* Data shown
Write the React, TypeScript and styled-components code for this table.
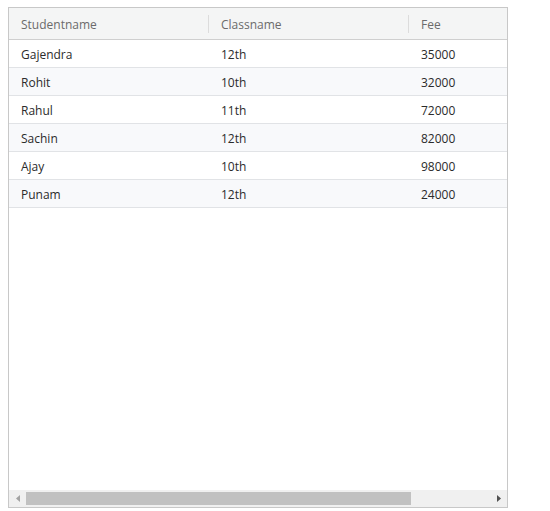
import React from "react";
import styled, { createGlobalStyle } from "styled-components";

const Global = createGlobalStyle`
  html, body { margin: 0; padding: 0; background: #fff; }
  body { padding: 7px 0 0 8px; font-family: "Open Sans", "Noto Sans", sans-serif; }
`;

const Grid = styled.div`
  width: 500px;
  height: 501px;
  box-sizing: border-box;
  border: 1px solid #c8c8c8;
  display: flex;
  flex-direction: column;
  background: #fff;
`;

const Viewport = styled.div`
  flex: 1;
  overflow: hidden;
`;

const Table = styled.div`
  width: 590px;
  display: flex;
  flex-direction: column;
`;

const HeaderRow = styled.div`
  display: grid;
  grid-template-columns: 200px 200px 190px;
  height: 31px;
  background: #f4f5f5;
  border-bottom: 1px solid #cfcfcf;
`;

const HeaderCell = styled.div<{ $sep?: boolean }>`
  position: relative;
  display: flex;
  align-items: center;
  padding: 2px 0 0 12px;
  font-size: 12px;
  color: #6b6b6b;
  &::after {
    content: "";
    display: ${(p) => (p.$sep ? "block" : "none")};
    position: absolute;
    right: 0;
    top: 7px;
    bottom: 6px;
    width: 1px;
    background: #dcdcdc;
  }
`;

const Row = styled.div<{ $alt?: boolean }>`
  display: grid;
  grid-template-columns: 200px 200px 190px;
  height: 27px;
  background: ${(p) => (p.$alt ? "#f8f9fb" : "#fff")};
  border-bottom: 1px solid #e1e3e6;
`;

const Cell = styled.div`
  display: flex;
  align-items: center;
  padding: 2px 0 0 12px;
  font-size: 12px;
  color: #2b2b2b;
`;

const ScrollBar = styled.div`
  height: 17px;
  display: flex;
  align-items: center;
  background: #f0f0f0;
`;

const ArrowBtn = styled.div`
  width: 17px;
  height: 17px;
  display: flex;
  align-items: center;
  justify-content: center;
  flex: none;
`;

const Track = styled.div`
  flex: 1;
  height: 13px;
  display: flex;
  align-items: center;
`;

const Thumb = styled.div`
  height: 13px;
  background: #c1c1c1;
`;

const data = [
  ["Gajendra", "12th", "35000"],
  ["Rohit", "10th", "32000"],
  ["Rahul", "11th", "72000"],
  ["Sachin", "12th", "82000"],
  ["Ajay", "10th", "98000"],
  ["Punam", "12th", "24000"],
];

export default function App() {
  return (
    <>
      <Global />
      <Grid>
        <Viewport>
          <Table>
            <HeaderRow>
              <HeaderCell $sep>Studentname</HeaderCell>
              <HeaderCell $sep>Classname</HeaderCell>
              <HeaderCell>Fee</HeaderCell>
            </HeaderRow>
            {data.map((r, i) => (
              <Row key={i} $alt={i % 2 === 1}>
                {r.map((c, j) => (
                  <Cell key={j}>{c}</Cell>
                ))}
              </Row>
            ))}
          </Table>
        </Viewport>
        <ScrollBar>
          <ArrowBtn>
            <svg width="4" height="7" viewBox="0 0 4 7">
              <path d="M4 0 L0 3.5 L4 7 Z" fill="#a3a3a3" />
            </svg>
          </ArrowBtn>
          <Track>
            <Thumb style={{ width: 385 }} />
          </Track>
          <ArrowBtn>
            <svg width="4" height="7" viewBox="0 0 4 7">
              <path d="M0 0 L4 3.5 L0 7 Z" fill="#505050" />
            </svg>
          </ArrowBtn>
        </ScrollBar>
      </Grid>
    </>
  );
}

* Given instruction
In the copy, include no pictures; restate the listing above exactly.

* Correct answer
Write the React, TypeScript and styled-components code for this table.
import React from "react";
import styled, { createGlobalStyle } from "styled-components";

const Global = createGlobalStyle`
  html, body { margin: 0; padding: 0; background: #fff; }
  body { padding: 7px 0 0 8px; font-family: "Open Sans", "Noto Sans", sans-serif; }
`;

const Grid = styled.div`
  width: 500px;
  height: 501px;
  box-sizing: border-box;
  border: 1px solid #c8c8c8;
  display: flex;
  flex-direction: column;
  background: #fff;
`;

const Viewport = styled.div`
  flex: 1;
  overflow: hidden;
`;

const Table = styled.div`
  width: 590px;
  display: flex;
  flex-direction: column;
`;

const HeaderRow = styled.div`
  display: grid;
  grid-template-columns: 200px 200px 190px;
  height: 31px;
  background: #f4f5f5;
  border-bottom: 1px solid #cfcfcf;
`;

const HeaderCell = styled.div<{ $sep?: boolean }>`
  position: relative;
  display: flex;
  align-items: center;
  padding: 2px 0 0 12px;
  font-size: 12px;
  color: #6b6b6b;
  &::after {
    content: "";
    display: ${(p) => (p.$sep ? "block" : "none")};
    position: absolute;
    right: 0;
    top: 7px;
    bottom: 6px;
    width: 1px;
    background: #dcdcdc;
  }
`;

const Row = styled.div<{ $alt?: boolean }>`
  display: grid;
  grid-template-columns: 200px 200px 190px;
  height: 27px;
  background: ${(p) => (p.$alt ? "#f8f9fb" : "#fff")};
  border-bottom: 1px solid #e1e3e6;
`;

const Cell = styled.div`
  display: flex;
  align-items: center;
  padding: 2px 0 0 12px;
  font-size: 12px;
  color: #2b2b2b;
`;

const ScrollBar = styled.div`
  height: 17px;
  display: flex;
  align-items: center;
  background: #f0f0f0;
`;

const ArrowBtn = styled.div`
  width: 17px;
  height: 17px;
  display: flex;
  align-items: center;
  justify-content: center;
  flex: none;
`;

const Track = styled.div`
  flex: 1;
  height: 13px;
  display: flex;
  align-items: center;
`;

const Thumb = styled.div`
  height: 13px;
  background: #c1c1c1;
`;

const data = [
  ["Gajendra", "12th", "35000"],
  ["Rohit", "10th", "32000"],
  ["Rahul", "11th", "72000"],
  ["Sachin", "12th", "82000"],
  ["Ajay", "10th", "98000"],
  ["Punam", "12th", "24000"],
];

export default function App() {
  return (
    <>
      <Global />
      <Grid>
        <Viewport>
          <Table>
            <HeaderRow>
              <HeaderCell $sep>Studentname</HeaderCell>
              <HeaderCell $sep>Classname</HeaderCell>
              <HeaderCell>Fee</HeaderCell>
            </HeaderRow>
            {data.map((r, i) => (
              <Row key={i} $alt={i % 2 === 1}>
                {r.map((c, j) => (
                  <Cell key={j}>{c}</Cell>
                ))}
              </Row>
            ))}
          </Table>
        </Viewport>
        <ScrollBar>
          <ArrowBtn>
            <svg width="4" height="7" viewBox="0 0 4 7">
              <path d="M4 0 L0 3.5 L4 7 Z" fill="#a3a3a3" />
            </svg>
          </ArrowBtn>
          <Track>
            <Thumb style={{ width: 385 }} />
          </Track>
          <ArrowBtn>
            <svg width="4" height="7" viewBox="0 0 4 7">
              <path d="M0 0 L4 3.5 L0 7 Z" fill="#505050" />
            </svg>
          </ArrowBtn>
        </ScrollBar>
      </Grid>
    </>
  );
}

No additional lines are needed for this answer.